COVID-19: transmission more similar to H1N1, threat may erode with time

Researchers from the National Centre for Infectious Diseases have confirmed that the transmission mechanism of COVID-19 is different from SARS and in fact more similar to H1N1 or influenza. Like influenza, COVID-19 is infectious when symptoms are mild.

Assistant Professor Clarence Tam stressed that even if the risk of mortality from a virus is low, it can still cause a large number of deaths if it spreads easily.

“The available data indicate that this new virus is not as deadly as SARS, but spreads much more readily from person to person. Consequently, the number of reported deaths has already surpassed deaths from SARS in less than two months,” he said.

“The same applies for influenza viruses. Even though the proportion of all influenza cases that succumb to the disease is low, an estimated 300,000-500,000 people worldwide die each year from influenza,” he added.

Some experts believe the coronavirus causing the COVID-19 outbreak will mutate to something milder, stabilise and eventually disappear from public consciousness.

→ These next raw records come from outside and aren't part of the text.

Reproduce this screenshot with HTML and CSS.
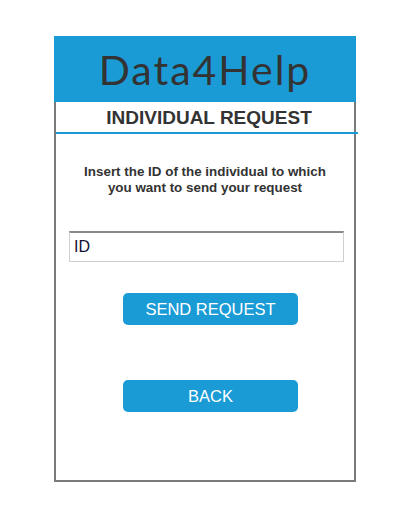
FILE: index.html
```html
<!DOCTYPE html>
<html>
<head>
<meta charset="utf-8">
<link rel="stylesheet" href="styles.css">
</head>
<body>
<div class="frame">
  <div class="brand">Data4Help</div>
  <div class="title">INDIVIDUAL REQUEST</div>
  <div class="content">
    <p class="instr">Insert the ID of the individual to which<br>you want to send your request</p>
    <input class="idfield" type="text" value="ID">
    <button class="btn send">SEND REQUEST</button>
    <button class="btn back">BACK</button>
  </div>
</div>
</body>
</html>
```
FILE: styles.css
```css
html, body { margin: 0; padding: 0; background: #fff; }
body { font-family: "Liberation Sans", Arial, sans-serif; }
.frame {
  margin: 36px 0 0 54px;
  width: 298px;
  height: 444px;
  border: 2px solid #7a7a7a;
  border-top: none;
  box-sizing: content-box;
  display: flex;
  flex-direction: column;
}
.brand {
  margin: 0 -2px;
  height: 66px;
  background: #1a9bd6;
  color: #333;
  font-family: Lato, sans-serif;
  font-weight: 400;
  font-size: 41px;
  letter-spacing: 2px;
  display: flex;
  align-items: center;
  justify-content: center;
  padding-top: 1px;
  box-sizing: border-box;
}
.title {
  height: 32px;
  border-bottom: 2px solid #1a9bd6;
  margin-right: -4px;
  color: #333;
  font-weight: bold;
  font-size: 19px;
  display: flex;
  align-items: center;
  justify-content: center;
  padding-left: 4px;
  padding-top: 1px;
  box-sizing: border-box;
}
.content {
  display: flex;
  flex-direction: column;
  align-items: center;
}
.instr {
  margin: 30px 0 0;
  text-align: center;
  color: #333;
  font-weight: bold;
  font-size: 13.4px;
  line-height: 16px;
}
.idfield {
  margin-top: 35px;
  margin-left: 3px;
  width: 275px;
  height: 31px;
  box-sizing: border-box;
  border: 1px solid #cfcfcf;
  border-top: 2px solid #8a8a8a;
  padding: 0 4px;
  font-family: "Liberation Sans", Arial, sans-serif;
  font-size: 16px;
  color: #111133;
  outline: none;
}
.btn {
  width: 175px;
  height: 32px;
  border: none;
  border-radius: 5px;
  background: #1a9bd6;
  color: #fff;
  font-family: "Liberation Sans", Arial, sans-serif;
  font-size: 16.5px;
  padding: 0;
}
.send { margin-top: 31px; margin-left: 11px; }
.back { margin-top: 55px; margin-left: 11px; }
```
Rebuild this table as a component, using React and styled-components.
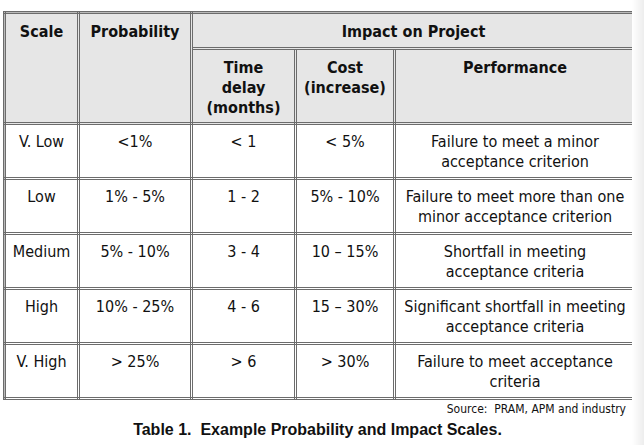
import React from "react";
import styled, { createGlobalStyle } from "styled-components";

const GlobalStyle = createGlobalStyle`
  html, body {
    margin: 0;
    padding: 0;
    background: #ffffff;
  }
`;

const Page = styled.div`
  display: flex;
  width: 644px;
  height: 445px;
  overflow: hidden;
`;

const Sheet = styled.div`
  width: 632px;
  padding: 11px 0 0 3px;
  box-sizing: border-box;
  display: flex;
  flex-direction: column;
`;

const Shade = styled.div`
  flex: 1;
  background: linear-gradient(to right, #ffffff, #ededed);
`;

const Table = styled.table`
  width: 631px;
  table-layout: fixed;
  border-collapse: collapse;
  background: #b9b9b9;
  font-family: "DejaVu Sans Condensed", "DejaVu Sans", sans-serif;
  font-size: 16px;
  color: #111;
`;

const Cell = styled.td`
  border: 3px double #6c6c6c;
  background: ${(p) => (p.$head ? "#e6e6e6" : "#ffffff")};
  font-weight: ${(p) => (p.$head ? "bold" : "normal")};
  text-align: center;
  vertical-align: top;
  padding: ${(p) => (p.$head ? "8px 4px 0" : "7px 4px 0")};
  line-height: 20px;
  white-space: nowrap;
`;

const Row = styled.tr`
  height: ${(p) => p.$h}px;
`;

const Source = styled.div`
  font-family: "DejaVu Sans Condensed", "DejaVu Sans", sans-serif;
  font-size: 12px;
  color: #111;
  text-align: right;
  padding: 2px 6px 0 0;
  line-height: 15px;
`;

const Caption = styled.div`
  font-family: "Liberation Sans", Arial, sans-serif;
  font-weight: bold;
  font-size: 16px;
  color: #111;
  text-align: center;
  margin-top: 4px;
`;

const rows = [
  ["V. Low", "<1%", "< 1", "< 5%", ["Failure to meet a minor", "acceptance criterion"]],
  ["Low", "1% - 5%", "1 - 2", "5% - 10%", ["Failure to meet more than one", "minor acceptance criterion"]],
  ["Medium", "5% - 10%", "3 - 4", "10 – 15%", ["Shortfall in meeting", "acceptance criteria"]],
  ["High", "10% - 25%", "4 - 6", "15 – 30%", ["Significant shortfall in meeting", "acceptance criteria"]],
  ["V. High", "> 25%", "> 6", "> 30%", ["Failure to meet acceptance", "criteria"]],
];

const Lines = ({ lines }) =>
  lines.map((l, i) => (
    <React.Fragment key={i}>
      {i > 0 && <br />}
      {l}
    </React.Fragment>
  ));

export default function App() {
  return (
    <Page>
      <GlobalStyle />
      <Sheet>
        <Table>
          <colgroup>
            <col style={{ width: 74 }} />
            <col style={{ width: 113 }} />
            <col style={{ width: 104 }} />
            <col style={{ width: 99 }} />
            <col style={{ width: 241 }} />
          </colgroup>
          <thead>
            <Row $h={36}>
              <Cell as="th" $head rowSpan={2}>Scale</Cell>
              <Cell as="th" $head rowSpan={2}>Probability</Cell>
              <Cell as="th" $head colSpan={3}>Impact on Project</Cell>
            </Row>
            <Row $h={75}>
              <Cell as="th" $head><Lines lines={["Time", "delay", "(months)"]} /></Cell>
              <Cell as="th" $head><Lines lines={["Cost", "(increase)"]} /></Cell>
              <Cell as="th" $head>Performance</Cell>
            </Row>
          </thead>
          <tbody>
            {rows.map((r) => (
              <Row $h={55} key={r[0]}>
                {r.map((c, i) => (
                  <Cell key={i}>{Array.isArray(c) ? <Lines lines={c} /> : c}</Cell>
                ))}
              </Row>
            ))}
          </tbody>
        </Table>
        <Source>Source:&nbsp; PRAM, APM and industry</Source>
        <Caption>Table 1.&nbsp; Example Probability and Impact Scales.</Caption>
      </Sheet>
      <Shade />
    </Page>
  );
}
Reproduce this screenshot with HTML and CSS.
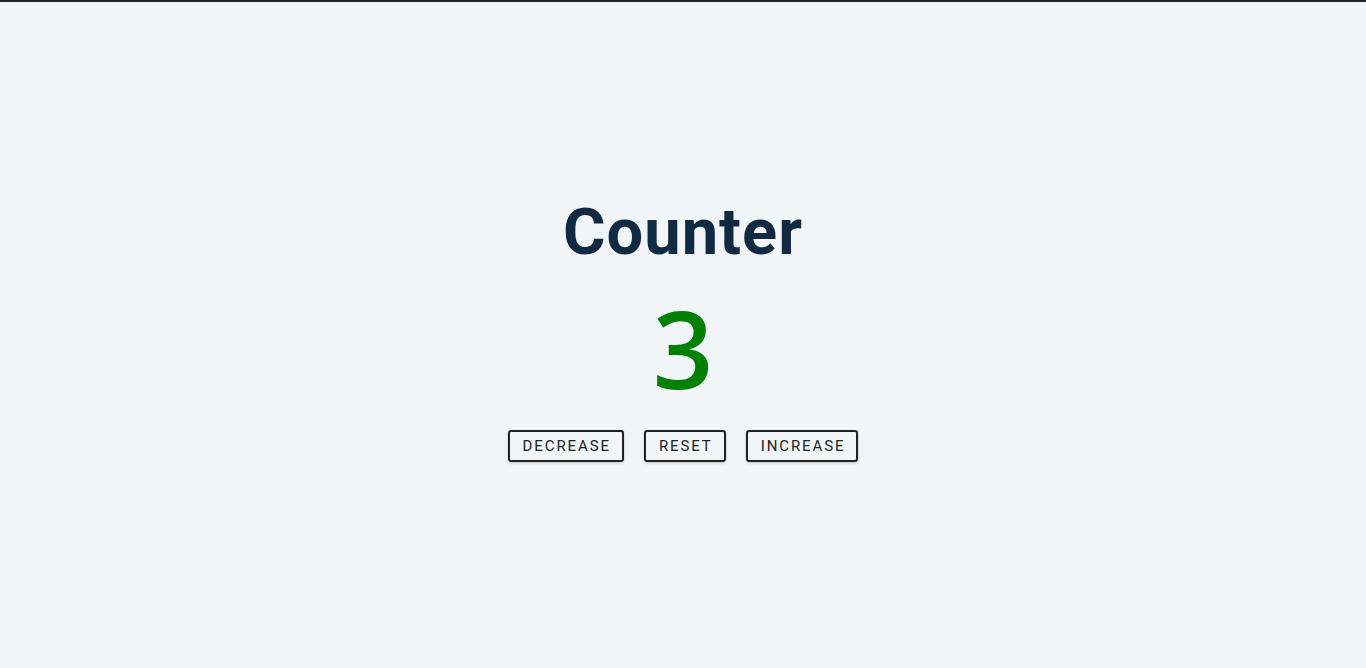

“This is the historical pattern of past pandemics, and happens because the virus ‘burns out’ and runs out of people to infect as a result of many factors. There is a possibility that the virus could mutate into something more ‘sinister’, that spreads faster or cause more severe disease, but, so far, we have not seen any evidence of this happening,” said Professor Tikki Pangestu, visiting professor at the Lee Kuan Yew School of Public Policy.

Dr Leong Hoe Nam, infectious disease specialist at Mount Elizabeth Novena Hospital, added, “If the virus is too pathogenic and it kills its host, it is unable to continue spreading. But if it is mild, it can continue to propagate and pass on to other individuals, eventually picking up mutations that reduce the virus’ ability to cause disease.”

Dr Tam said it is quite difficult to predict whether the COVID-19 will take the same route as the H1N1 pandemic.

“The concern is that if current efforts to contain the virus aren’t ultimately enough to stamp out human transmission, it could spread rapidly across the globe causing many more hospitalisations and deaths before a vaccine can be developed or enough immunity builds up in the population to bring the epidemic under control,” he said.